Students teach me as much as I teach them, sometimes more. While it is true that I may have more academic and/or practical knowledge on the subject I am teaching than the students in my classes, it is the students who bring to the classroom new ideas that can potentially solve the age-old problems in different ways.

What was the most important lesson you took away from your time in the Army?

Take care of the people around you.

It is an extremely rare event that a person is able to accomplish something completely by oneself without other’s assistance and support. There is a saying in the Army that when we go into battle, we don’t fight for the country, the ideals of democracy, the American flag, the American way of life, mom, or apple pie; we fight, and die if necessary, for the men and women standing next to us and behind us because they will do the same for us.

This sentiment is equally applicable in or out of the Army.

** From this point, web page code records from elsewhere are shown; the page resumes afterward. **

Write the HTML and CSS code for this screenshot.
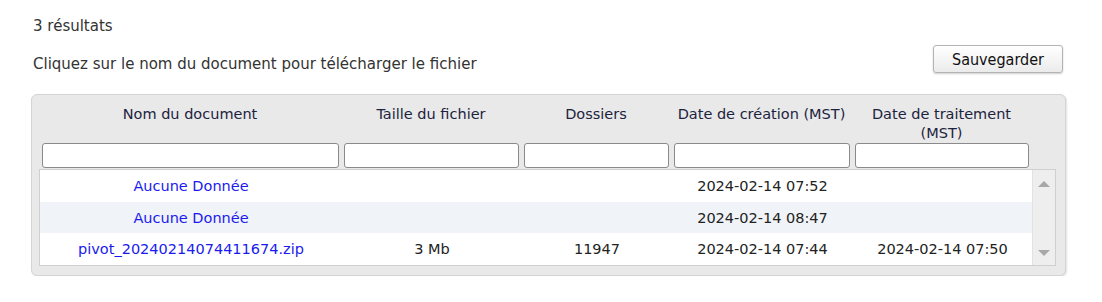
FILE: index.html
```html
<!DOCTYPE html>
<html lang="fr">
<head>
    <meta charset="UTF-8">
    <title>Documents</title>
    <link rel="stylesheet" href="styles.css">
</head>
<body>
    <div class="page">
        <p class="count">3 résultats</p>

        <div class="toolbar">
            <p class="hint">Cliquez sur le nom du document pour télécharger le fichier</p>
            <button class="save-btn">Sauvegarder</button>
        </div>

        <div class="grid">
            <div class="grid-row grid-head">
                <div class="th">Nom du document</div>
                <div class="th">Taille du fichier</div>
                <div class="th">Dossiers</div>
                <div class="th">Date de création (MST)</div>
                <div class="th">Date de traitement<br>(MST)</div>
            </div>
            <div class="grid-row grid-filters">
                <div class="filter"><input type="text"></div>
                <div class="filter"><input type="text"></div>
                <div class="filter"><input type="text"></div>
                <div class="filter"><input type="text"></div>
                <div class="filter"><input type="text"></div>
            </div>

            <div class="grid-body">
                <div class="rows">
                    <div class="grid-row data">
                        <div class="td"><a href="#">Aucune Donnée</a></div>
                        <div class="td"></div>
                        <div class="td"></div>
                        <div class="td">2024-02-14 07:52</div>
                        <div class="td"></div>
                    </div>
                    <div class="grid-row data alt">
                        <div class="td"><a href="#">Aucune Donnée</a></div>
                        <div class="td"></div>
                        <div class="td"></div>
                        <div class="td">2024-02-14 08:47</div>
                        <div class="td"></div>
                    </div>
                    <div class="grid-row data">
                        <div class="td"><a href="#">pivot_20240214074411674.zip</a></div>
                        <div class="td">3 Mb</div>
                        <div class="td">11947</div>
                        <div class="td">2024-02-14 07:44</div>
                        <div class="td">2024-02-14 07:50</div>
                    </div>
                </div>
                <div class="scrollbar">
                    <span class="arrow up"></span>
                    <span class="arrow down"></span>
                </div>
            </div>
        </div>
    </div>
</body>
</html>
```

FILE: styles.css
```css
* {
    margin: 0;
    padding: 0;
    box-sizing: border-box;
}

body {
    font-family: 'DejaVu Sans', Verdana, sans-serif;
    font-size: 15px;
    color: #333;
    background: #fff;
}

.page {
    padding: 17px 0 0 31px;
    width: 1066px;
}

.count {
    padding-left: 2px;
    line-height: 18px;
}

.toolbar {
    display: flex;
    justify-content: space-between;
    align-items: center;
    margin-top: 10px;
}

.hint {
    padding-left: 2px;
    padding-top: 10px;
    line-height: 18px;
}

.save-btn {
    font-family: 'DejaVu Sans Condensed', 'DejaVu Sans', sans-serif;
    font-size: 16px;
    color: #111;
    width: 130px;
    height: 28px;
    margin-right: 3px;
    border: 1px solid #b4b4b4;
    border-radius: 3px;
    background: linear-gradient(#ffffff, #ebebeb);
    box-shadow: 0 1px 2px rgba(0, 0, 0, 0.2);
}

.grid {
    margin-top: 21px;
    background: #e9e9e9;
    border: 1px solid #d4d4d4;
    border-radius: 6px;
    box-shadow: 1px 1px 2px rgba(0, 0, 0, 0.12);
    padding: 0 9px 9px 7px;
    height: 182px;
    font-size: 14.5px;
}

.grid-row {
    display: grid;
    grid-template-columns: 302px 180px 150px 181px 179px;
}

.grid-head {
    padding-top: 10px;
    height: 48px;
}

.th {
    text-align: center;
    color: #1c2340;
    line-height: 19px;
}

.grid-filters {
    height: 26px;
}

.filter {
    padding: 0 2px 0 3px;
}

.filter input {
    width: 100%;
    height: 25px;
    border: 1px solid #8a8a8a;
    border-radius: 3px;
    background: #fff;
}

.grid-body {
    display: flex;
    background: #fff;
    border: 1px solid #cfcfcf;
    height: 97px;
    overflow: hidden;
}

.rows {
    width: 992px;
}

.data {
    height: 32px;
    align-items: center;
}

.data.alt {
    background: #f0f3f7;
    height: 31px;
}

.td {
    text-align: center;
    color: #222;
}

.td a {
    color: #1a1aee;
    text-decoration: none;
}

.scrollbar {
    flex: 1;
    background: #eeeeee;
    border-left: 1px solid #e2e2e2;
    display: flex;
    flex-direction: column;
    justify-content: space-between;
    align-items: center;
    padding: 11px 0 9px;
}

.arrow {
    width: 0;
    height: 0;
    border-left: 6px solid transparent;
    border-right: 6px solid transparent;
}

.arrow.up {
    border-bottom: 6px solid #a8a8a8;
}

.arrow.down {
    border-top: 6px solid #a8a8a8;
}
```
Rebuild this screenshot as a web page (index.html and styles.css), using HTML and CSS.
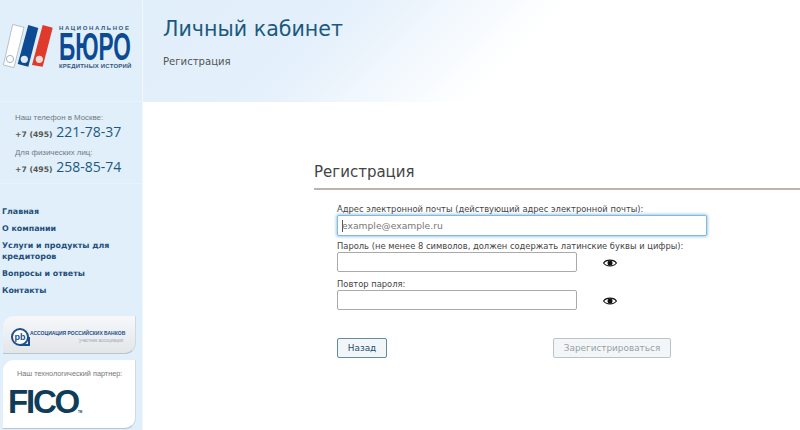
FILE: index.html
```html
<!DOCTYPE html>
<html lang="ru">
<head>
    <meta charset="UTF-8">
    <meta name="viewport" content="width=device-width, initial-scale=1.0">
    <title>Личный кабинет</title>
    <link rel="stylesheet" href="styles.css">
</head>
<body>

    <div class="page">
        <!-- Левая колонка -->
        <aside class="sidebar">
            <div class="logo">
                <svg class="logo-books" width="50" height="44" viewBox="0 0 50 44">
                    <path d="M9.7 .4 L21 3.3 L11 43.6 L.4 41 Z" fill="#fff" stroke="#a9b4bc" stroke-width=".8"/>
                    <circle cx="7" cy="35" r="3.6" fill="none" stroke="#a9b4bc"/>
                    <path d="M25.3 1 L35.3 4 L25.3 42.7 L14.7 40 Z" fill="#0d4a94"/>
                    <circle cx="21.3" cy="35.3" r="3.6" fill="#dfeaf4"/>
                    <path d="M39.7 1 L49.7 3.7 L39.7 42.7 L29 41 Z" fill="#e03a2c"/>
                    <circle cx="36.3" cy="35.3" r="3.6" fill="#f3d9d4"/>
                </svg>
                <div class="logo-text">
                    <span class="logo-top">НАЦИОНАЛЬНОЕ</span>
                    <span class="logo-main">БЮРО</span>
                    <span class="logo-bottom">КРЕДИТНЫХ ИСТОРИЙ</span>
                </div>
            </div>

            <div class="phones">
                <p class="phone-label">Наш телефон в Москве:</p>
                <p class="phone"><span class="phone-code">+7 (495)</span> 221-78-37</p>
                <p class="phone-label second">Для физических лиц:</p>
                <p class="phone"><span class="phone-code">+7 (495)</span> 258-85-74</p>
            </div>

            <nav class="menu">
                <a href="#">Главная</a>
                <a href="#">О компании</a>
                <a href="#">Услуги и продукты для кредиторов</a>
                <a href="#">Вопросы и ответы</a>
                <a href="#">Контакты</a>
            </nav>

            <div class="banner banner-arb">
                <svg class="arb-icon" width="20" height="20" viewBox="0 0 20 20">
                    <circle cx="10" cy="10" r="8" fill="#fff" stroke="#1c4f8c" stroke-width="2"/>
                    <path d="M10 18 H19 V10" fill="none" stroke="#1c4f8c" stroke-width="2"/>
                    <text x="10" y="13" text-anchor="middle" class="arb-pb">pb</text>
                </svg>
                <div class="arb-text">
                    <span class="arb-name">АССОЦИАЦИЯ РОССИЙСКИХ БАНКОВ</span>
                    <span class="arb-sub">участник ассоциации</span>
                </div>
            </div>

            <div class="banner banner-fico">
                <p class="partner">Наш технологический партнер:</p>
                <p class="fico">FICO<span class="fico-tm">TM</span></p>
            </div>
        </aside>

        <!-- Основная часть -->
        <div class="content">
            <header class="top">
                <h1>Личный кабинет</h1>
                <p class="crumb">Регистрация</p>
            </header>

            <main class="main">
                <h2>Регистрация</h2>
                <form class="form">
                    <label for="email">Адрес электронной почты (действующий адрес электронной почты):</label>
                    <input type="text" id="email" class="wide focused" placeholder="example@example.ru">

                    <label for="pass">Пароль (не менее 8 символов, должен содержать латинские буквы и цифры):</label>
                    <div class="pass-row">
                        <input type="password" id="pass">
                        <svg class="eye" width="14" height="10" viewBox="0 0 14 10">
                            <path d="M0.6 5 C3 1.2 11 1.2 13.4 5 C11 8.8 3 8.8 0.6 5 Z" fill="none" stroke="#111" stroke-width="1.2"/>
                            <circle cx="7" cy="5" r="2.5" fill="#111"/>
                        </svg>
                    </div>

                    <label for="pass2">Повтор пароля:</label>
                    <div class="pass-row">
                        <input type="password" id="pass2">
                        <svg class="eye" width="14" height="10" viewBox="0 0 14 10">
                            <path d="M0.6 5 C3 1.2 11 1.2 13.4 5 C11 8.8 3 8.8 0.6 5 Z" fill="none" stroke="#111" stroke-width="1.2"/>
                            <circle cx="7" cy="5" r="2.5" fill="#111"/>
                        </svg>
                    </div>

                    <div class="buttons">
                        <button type="button" class="btn btn-back">Назад</button>
                        <button type="button" class="btn btn-submit" disabled>Зарегистрироваться</button>
                    </div>
                </form>
            </main>
        </div>
    </div>

</body>
</html>
```

FILE: styles.css
```css
body {
    font-family: "DejaVu Sans", Verdana, sans-serif;
    background-color: #fff;
    margin: 0;
    padding: 0;
    color: #444;
    overflow: hidden;
}

p {
    margin: 0;
}

.page {
    display: flex;
    width: 800px;
    height: 430px;
    overflow: hidden;
}

/* sidebar */
.sidebar {
    width: 142px;
    height: 430px;
    flex-shrink: 0;
    background-color: #e1effa;
}

.logo {
    height: 102px;
    box-sizing: border-box;
    padding: 24px 0 0 3px;
    display: flex;
    gap: 6px;
    border-bottom: 1px solid #e9f3fb;
}

.logo-books {
    flex-shrink: 0;
}

.logo-text {
    display: flex;
    flex-direction: column;
    font-family: "Liberation Sans", Arial, sans-serif;
    font-weight: bold;
    color: #0d4a94;
    white-space: nowrap;
}

.logo-top {
    font-size: 6px;
    letter-spacing: 1.6px;
    line-height: 8px;
    color: #33597f;
}

.logo-main {
    font-size: 39px;
    line-height: 30px;
    height: 30px;
    transform: scaleX(0.58);
    transform-origin: left center;
}

.logo-bottom {
    font-size: 6px;
    letter-spacing: 0.2px;
    line-height: 8px;
    color: #33597f;
}

.phones {
    height: 82px;
    box-sizing: border-box;
    padding: 10px 0 0 15px;
    border-bottom: 1px solid #e9f3fb;
}

.phone-label {
    font-family: "Liberation Sans", Arial, sans-serif;
    font-size: 7.9px;
    line-height: 11px;
    color: #707a82;
}

.phone-label.second {
    margin-top: 3px;
}

.phone {
    font-family: "Open Sans", sans-serif;
    font-size: 14px;
    line-height: 18px;
    color: #1b5a7e;
    white-space: nowrap;
}

.phone-code {
    font-family: "DejaVu Sans", Verdana, sans-serif;
    font-size: 7.7px;
    font-weight: bold;
    color: #555;
}

.menu {
    padding: 22px 0 0 2px;
}

.menu a {
    display: block;
    font-size: 7.9px;
    font-weight: bold;
    line-height: 11px;
    color: #1f4f7c;
    text-decoration: none;
    margin-bottom: 6px;
    width: 125px;
}

.banner {
    margin-left: 3px;
    width: 133px;
    box-sizing: border-box;
    border-radius: 11px 0 11px 0;
    border-bottom: 1px solid #b9c6cf;
    border-right: 1px solid #cfdae2;
}

.banner-arb {
    margin-top: 20px;
    height: 38px;
    background: linear-gradient(#f6f8fa, #e3e6e9);
    display: flex;
    align-items: center;
    padding: 4px 0 0 7px;
}

.arb-icon {
    flex-shrink: 0;
}

.arb-text {
    display: flex;
    flex-direction: column;
    font-family: "Liberation Sans", Arial, sans-serif;
    white-space: nowrap;
}

.arb-pb {
    font-family: "Liberation Sans", Arial, sans-serif;
    font-size: 9px;
    font-weight: bold;
    fill: #1c4f8c;
}

.arb-name {
    font-size: 5px;
    font-weight: bold;
    color: #1c4f8c;
    line-height: 8px;
}

.arb-sub {
    font-size: 4.5px;
    color: #9aa7b5;
    line-height: 6px;
    margin-top: 1px;
    text-align: right;
    margin-right: 2px;
}

.banner-fico {
    margin-top: 6px;
    height: 69px;
    background-color: #fff;
    padding: 9px 0 0 5px;
}

.partner {
    font-family: "Liberation Sans", Arial, sans-serif;
    font-size: 7.3px;
    line-height: 10px;
    color: #777;
    padding-left: 9px;
    white-space: nowrap;
}

.fico {
    font-family: "Liberation Sans", Arial, sans-serif;
    font-size: 33px;
    font-weight: bold;
    line-height: 32px;
    letter-spacing: -2.2px;
    color: #0f3d57;
    margin-top: 7px;
}

.fico-tm {
    font-size: 3px;
    letter-spacing: 0;
}

/* content */
.content {
    flex-grow: 1;
    border-left: 1px solid #f0f7fc;
}

.top {
    height: 102px;
    box-sizing: border-box;
    padding: 15px 0 0 20px;
    background: linear-gradient(135deg, #e1effa 0%, #e4f0fb 28%, #fff 56%);
}

h1 {
    margin: 0;
    font-size: 20.6px;
    font-weight: normal;
    line-height: 28px;
    color: #1b5a7e;
}

.crumb {
    margin-top: 12px;
    font-size: 10.1px;
    line-height: 14px;
    color: #555;
}

.main {
    padding: 58px 0 0 171px;
}

h2 {
    margin: 0;
    font-size: 15px;
    font-weight: normal;
    line-height: 24px;
    color: #444;
    padding-bottom: 4px;
    border-bottom: 2px solid #bdb2ac;
}

.form {
    padding: 14px 0 0 23px;
}

label {
    display: block;
    font-size: 8.35px;
    line-height: 11px;
    color: #444;
    white-space: nowrap;
}

input {
    display: block;
    box-sizing: border-box;
    width: 240px;
    height: 20px;
    padding: 0 4px;
    font-family: "DejaVu Sans", Verdana, sans-serif;
    font-size: 9.2px;
    border: 1px solid #aaa;
    border-radius: 2px;
    background-color: #fff;
    margin: 0;
}

input.wide {
    width: 370px;
    height: 21px;
    margin-bottom: 5px;
}

input.focused {
    border-color: #86b7dc;
    box-shadow: 0 0 3px 1px #a5cdea;
    background: linear-gradient(#555, #555) 4px 4px / 1px 12px no-repeat #fff;
}

input::placeholder {
    color: #777;
}

.pass-row {
    display: flex;
    gap: 26px;
    margin-bottom: 7px;
}

.eye {
    margin-top: 6px;
}

.buttons {
    display: flex;
    justify-content: space-between;
    width: 334px;
    margin-top: 28px;
}

.btn {
    height: 20px;
    padding: 0;
    font-family: "DejaVu Sans", Verdana, sans-serif;
    font-size: 8.9px;
    border-radius: 2px;
    background-color: #f2f6f8;
}

.btn-back {
    width: 50px;
    color: #1f4f6c;
    border: 1px solid #5f8ba3;
}

.btn-submit {
    width: 118px;
    color: #9a9fa3;
    border: 1px solid #bcc3c7;
}
```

If you take care of the people around you, they will take care of you, and you will excel in all you do as an organization and as an individual.

Has becoming a father changed the way you approach your research?

I don’t think being a father has changed the way I approach my research, but for me, it has changed the importance of the research that I conduct. As a father of a six year-old, the research that we do here at START is not only important because of the future policy implications or because it increases our understanding in a given subject, but the research has taken on an added importance because what we do today may allow our children and their children to live in a world with less strife.